I don’t really have time to learn lots of LaTeX stuff, but I could suggest an alternative. Since you already have a Python step involved, it’s not hard to imagine removing the datatool step from your workflow, and using a little Python logic to choose the \entry versus \entryverb template for each entry, and then just generate a big .tex file that has the actual content of your dictionary as a rather large — but very simple — static .tex file. Then you can run LaTeX on that as I presume you are doing now.

What do you think about this approach? I might have to lean on @BrenBarn for some Python help; I’m a native speaker of Javascript.

Sandra · June 1, 2020, 8:39am

Yes, that could work. The LaTeX part should be pretty easy, I can figure that out myself.

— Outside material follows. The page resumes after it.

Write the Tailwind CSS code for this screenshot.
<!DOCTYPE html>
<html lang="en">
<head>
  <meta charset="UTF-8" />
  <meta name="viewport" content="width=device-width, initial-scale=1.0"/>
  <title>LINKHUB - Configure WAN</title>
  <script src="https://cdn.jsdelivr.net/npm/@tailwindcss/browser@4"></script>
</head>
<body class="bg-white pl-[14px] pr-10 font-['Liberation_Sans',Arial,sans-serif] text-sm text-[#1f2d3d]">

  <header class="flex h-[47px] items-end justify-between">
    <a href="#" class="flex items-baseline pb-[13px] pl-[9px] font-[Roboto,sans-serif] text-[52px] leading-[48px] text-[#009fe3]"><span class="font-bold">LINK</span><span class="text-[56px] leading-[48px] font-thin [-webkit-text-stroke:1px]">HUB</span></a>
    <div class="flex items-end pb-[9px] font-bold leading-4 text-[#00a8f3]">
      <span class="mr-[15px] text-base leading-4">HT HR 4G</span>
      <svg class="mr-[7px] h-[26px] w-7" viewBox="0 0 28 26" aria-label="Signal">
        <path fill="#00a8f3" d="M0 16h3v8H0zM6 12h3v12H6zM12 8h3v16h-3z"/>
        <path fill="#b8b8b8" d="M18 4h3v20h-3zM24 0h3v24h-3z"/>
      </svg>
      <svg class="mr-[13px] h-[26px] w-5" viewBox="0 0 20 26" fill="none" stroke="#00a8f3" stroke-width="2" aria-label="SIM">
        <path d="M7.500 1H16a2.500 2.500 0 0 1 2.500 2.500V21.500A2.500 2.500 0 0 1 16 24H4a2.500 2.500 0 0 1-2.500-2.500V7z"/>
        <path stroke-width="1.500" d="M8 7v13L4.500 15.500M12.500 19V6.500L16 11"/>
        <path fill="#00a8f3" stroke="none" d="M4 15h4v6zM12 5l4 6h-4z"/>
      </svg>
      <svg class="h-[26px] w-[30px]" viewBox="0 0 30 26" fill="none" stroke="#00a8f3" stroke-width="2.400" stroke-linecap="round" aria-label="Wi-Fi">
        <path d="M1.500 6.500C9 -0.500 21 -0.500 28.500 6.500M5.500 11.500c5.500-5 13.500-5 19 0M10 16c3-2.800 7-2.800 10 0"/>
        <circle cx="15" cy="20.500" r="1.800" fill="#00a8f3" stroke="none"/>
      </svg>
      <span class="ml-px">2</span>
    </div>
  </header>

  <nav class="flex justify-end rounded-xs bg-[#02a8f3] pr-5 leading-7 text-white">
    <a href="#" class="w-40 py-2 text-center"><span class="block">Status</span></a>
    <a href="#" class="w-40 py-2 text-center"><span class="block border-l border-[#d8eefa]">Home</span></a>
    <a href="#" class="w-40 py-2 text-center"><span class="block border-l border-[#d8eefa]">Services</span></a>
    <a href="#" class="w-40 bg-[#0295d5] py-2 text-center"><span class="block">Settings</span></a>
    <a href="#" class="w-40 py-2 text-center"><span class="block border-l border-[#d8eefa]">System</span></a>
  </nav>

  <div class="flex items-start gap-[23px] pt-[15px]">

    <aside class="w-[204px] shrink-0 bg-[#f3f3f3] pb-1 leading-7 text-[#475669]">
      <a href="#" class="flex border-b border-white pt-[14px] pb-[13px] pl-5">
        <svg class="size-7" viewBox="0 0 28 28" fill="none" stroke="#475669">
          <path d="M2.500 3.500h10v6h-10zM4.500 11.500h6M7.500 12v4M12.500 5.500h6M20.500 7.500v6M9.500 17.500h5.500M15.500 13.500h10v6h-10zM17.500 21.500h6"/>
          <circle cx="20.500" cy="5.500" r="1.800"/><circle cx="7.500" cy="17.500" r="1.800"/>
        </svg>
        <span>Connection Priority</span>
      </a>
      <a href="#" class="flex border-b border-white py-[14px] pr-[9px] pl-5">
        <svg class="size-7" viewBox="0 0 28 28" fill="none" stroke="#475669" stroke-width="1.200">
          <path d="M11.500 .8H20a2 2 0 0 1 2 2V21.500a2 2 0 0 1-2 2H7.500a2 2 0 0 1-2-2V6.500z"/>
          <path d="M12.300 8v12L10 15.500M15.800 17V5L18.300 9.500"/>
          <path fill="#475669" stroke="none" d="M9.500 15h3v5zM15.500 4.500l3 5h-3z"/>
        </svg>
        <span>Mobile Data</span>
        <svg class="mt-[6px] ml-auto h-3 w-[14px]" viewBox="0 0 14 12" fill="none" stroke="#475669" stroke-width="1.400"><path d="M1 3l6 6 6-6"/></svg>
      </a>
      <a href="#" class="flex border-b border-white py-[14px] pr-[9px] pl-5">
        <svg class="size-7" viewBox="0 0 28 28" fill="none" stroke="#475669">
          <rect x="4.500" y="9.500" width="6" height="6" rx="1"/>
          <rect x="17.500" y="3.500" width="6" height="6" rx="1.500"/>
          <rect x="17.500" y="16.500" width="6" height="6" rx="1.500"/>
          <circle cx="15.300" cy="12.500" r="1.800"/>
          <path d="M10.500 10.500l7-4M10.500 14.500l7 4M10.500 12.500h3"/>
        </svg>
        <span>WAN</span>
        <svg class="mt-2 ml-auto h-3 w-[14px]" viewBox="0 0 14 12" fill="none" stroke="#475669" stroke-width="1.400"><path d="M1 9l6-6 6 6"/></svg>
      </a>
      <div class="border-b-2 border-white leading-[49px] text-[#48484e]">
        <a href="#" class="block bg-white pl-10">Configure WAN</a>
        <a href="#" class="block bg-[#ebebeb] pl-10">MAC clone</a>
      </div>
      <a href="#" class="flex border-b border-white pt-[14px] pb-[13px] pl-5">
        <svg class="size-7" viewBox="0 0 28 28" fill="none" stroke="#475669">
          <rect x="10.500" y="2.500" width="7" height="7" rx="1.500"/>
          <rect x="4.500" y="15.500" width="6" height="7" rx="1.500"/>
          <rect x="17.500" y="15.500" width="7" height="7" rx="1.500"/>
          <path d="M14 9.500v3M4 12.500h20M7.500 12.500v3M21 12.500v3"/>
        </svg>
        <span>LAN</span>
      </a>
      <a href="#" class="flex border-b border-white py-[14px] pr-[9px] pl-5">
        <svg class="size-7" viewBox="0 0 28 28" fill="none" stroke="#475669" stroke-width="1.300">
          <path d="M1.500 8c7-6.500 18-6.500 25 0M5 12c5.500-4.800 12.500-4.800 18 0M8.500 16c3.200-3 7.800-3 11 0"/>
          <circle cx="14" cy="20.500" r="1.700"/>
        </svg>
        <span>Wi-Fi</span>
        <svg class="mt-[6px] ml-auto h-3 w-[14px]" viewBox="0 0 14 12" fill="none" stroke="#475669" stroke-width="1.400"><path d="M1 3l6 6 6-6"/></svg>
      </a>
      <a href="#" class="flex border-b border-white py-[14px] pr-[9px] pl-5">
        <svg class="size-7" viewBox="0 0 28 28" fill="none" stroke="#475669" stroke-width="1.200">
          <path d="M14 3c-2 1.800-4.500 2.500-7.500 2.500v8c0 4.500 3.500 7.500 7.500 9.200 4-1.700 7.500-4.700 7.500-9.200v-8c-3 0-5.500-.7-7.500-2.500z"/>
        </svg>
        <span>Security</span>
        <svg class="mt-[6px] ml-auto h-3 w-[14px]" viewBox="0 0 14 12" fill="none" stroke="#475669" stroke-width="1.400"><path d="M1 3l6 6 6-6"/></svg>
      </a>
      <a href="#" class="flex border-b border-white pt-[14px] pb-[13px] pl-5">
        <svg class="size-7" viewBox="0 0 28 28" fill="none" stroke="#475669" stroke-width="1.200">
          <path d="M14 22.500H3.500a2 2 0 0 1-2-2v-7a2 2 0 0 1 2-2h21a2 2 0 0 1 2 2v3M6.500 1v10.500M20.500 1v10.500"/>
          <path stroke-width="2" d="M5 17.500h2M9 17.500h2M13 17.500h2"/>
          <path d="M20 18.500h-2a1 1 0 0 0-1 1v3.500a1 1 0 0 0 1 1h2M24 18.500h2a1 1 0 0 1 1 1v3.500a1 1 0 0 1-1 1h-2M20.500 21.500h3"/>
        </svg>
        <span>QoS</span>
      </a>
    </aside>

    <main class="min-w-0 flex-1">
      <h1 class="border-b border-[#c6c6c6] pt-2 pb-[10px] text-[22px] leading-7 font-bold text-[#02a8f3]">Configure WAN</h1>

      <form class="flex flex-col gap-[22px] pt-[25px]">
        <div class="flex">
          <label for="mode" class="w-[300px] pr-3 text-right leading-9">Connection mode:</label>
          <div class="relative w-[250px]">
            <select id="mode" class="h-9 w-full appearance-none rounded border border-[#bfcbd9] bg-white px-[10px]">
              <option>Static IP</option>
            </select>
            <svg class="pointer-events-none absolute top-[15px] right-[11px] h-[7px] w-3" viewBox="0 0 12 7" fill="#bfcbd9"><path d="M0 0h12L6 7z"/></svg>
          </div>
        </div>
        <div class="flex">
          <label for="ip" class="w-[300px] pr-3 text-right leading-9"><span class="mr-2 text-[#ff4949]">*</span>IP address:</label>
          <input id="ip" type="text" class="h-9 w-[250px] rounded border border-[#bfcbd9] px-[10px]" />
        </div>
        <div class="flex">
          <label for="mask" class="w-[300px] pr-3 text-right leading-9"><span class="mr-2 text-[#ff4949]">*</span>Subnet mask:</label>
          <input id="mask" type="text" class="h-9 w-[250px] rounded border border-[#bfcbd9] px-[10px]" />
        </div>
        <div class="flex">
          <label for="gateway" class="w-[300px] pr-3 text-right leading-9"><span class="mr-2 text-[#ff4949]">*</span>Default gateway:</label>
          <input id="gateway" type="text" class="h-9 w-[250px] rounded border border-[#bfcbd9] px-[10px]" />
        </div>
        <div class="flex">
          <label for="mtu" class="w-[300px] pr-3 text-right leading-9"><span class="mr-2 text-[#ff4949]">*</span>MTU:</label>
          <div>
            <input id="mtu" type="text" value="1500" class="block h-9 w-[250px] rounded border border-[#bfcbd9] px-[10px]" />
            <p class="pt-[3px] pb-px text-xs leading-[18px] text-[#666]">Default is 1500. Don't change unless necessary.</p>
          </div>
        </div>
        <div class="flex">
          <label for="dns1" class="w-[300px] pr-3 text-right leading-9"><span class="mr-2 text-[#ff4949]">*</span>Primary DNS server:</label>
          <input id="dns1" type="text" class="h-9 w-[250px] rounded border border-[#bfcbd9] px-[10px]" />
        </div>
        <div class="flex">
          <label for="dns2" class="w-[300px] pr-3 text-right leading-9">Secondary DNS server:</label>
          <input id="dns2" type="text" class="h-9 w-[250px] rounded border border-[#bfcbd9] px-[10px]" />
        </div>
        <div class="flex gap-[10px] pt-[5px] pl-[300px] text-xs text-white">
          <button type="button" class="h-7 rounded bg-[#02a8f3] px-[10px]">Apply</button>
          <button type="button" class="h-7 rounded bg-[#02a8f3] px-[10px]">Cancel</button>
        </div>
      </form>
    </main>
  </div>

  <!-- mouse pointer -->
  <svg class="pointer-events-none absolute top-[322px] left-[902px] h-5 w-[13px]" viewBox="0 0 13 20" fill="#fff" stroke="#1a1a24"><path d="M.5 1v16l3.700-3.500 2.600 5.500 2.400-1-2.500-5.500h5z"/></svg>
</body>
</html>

Re merging the tables: I really don’t know how that would work. I could of course convert the verb table into long format (i.e. each verb form in its own row), but I don’t see how that would make things easier. I still think the best option is to keep them separate and then maybe have the python script combine them.

Re python: Yes, sure that should work. If we can get to the point were the entries are all sorted together and we can export that to csv that’s really all I need. Unfortunately, I’m predominantly an R “speaker” and not very good with python BUT if someone knew how to implement that sorting script in R, I think I could do it all in R.

pathall · June 1, 2020, 10:28am

Yes, I agree. Whatever workflow you have with @Carmen01 seems to be working great, no reason to change the file structures. The python script will:

Read the non-verbs into a list
Read the paradigms into a list, then:
1. Create a list of words from each paradigm
2. Add each of those words to the full list
Sort using your existing code
Print each word, using the WordClass to determine the right LaTeX template.

So hopefully we can get it down to a workflow that looks pretty much like the one you already have: work on two tables, run one python script, run LaTeX.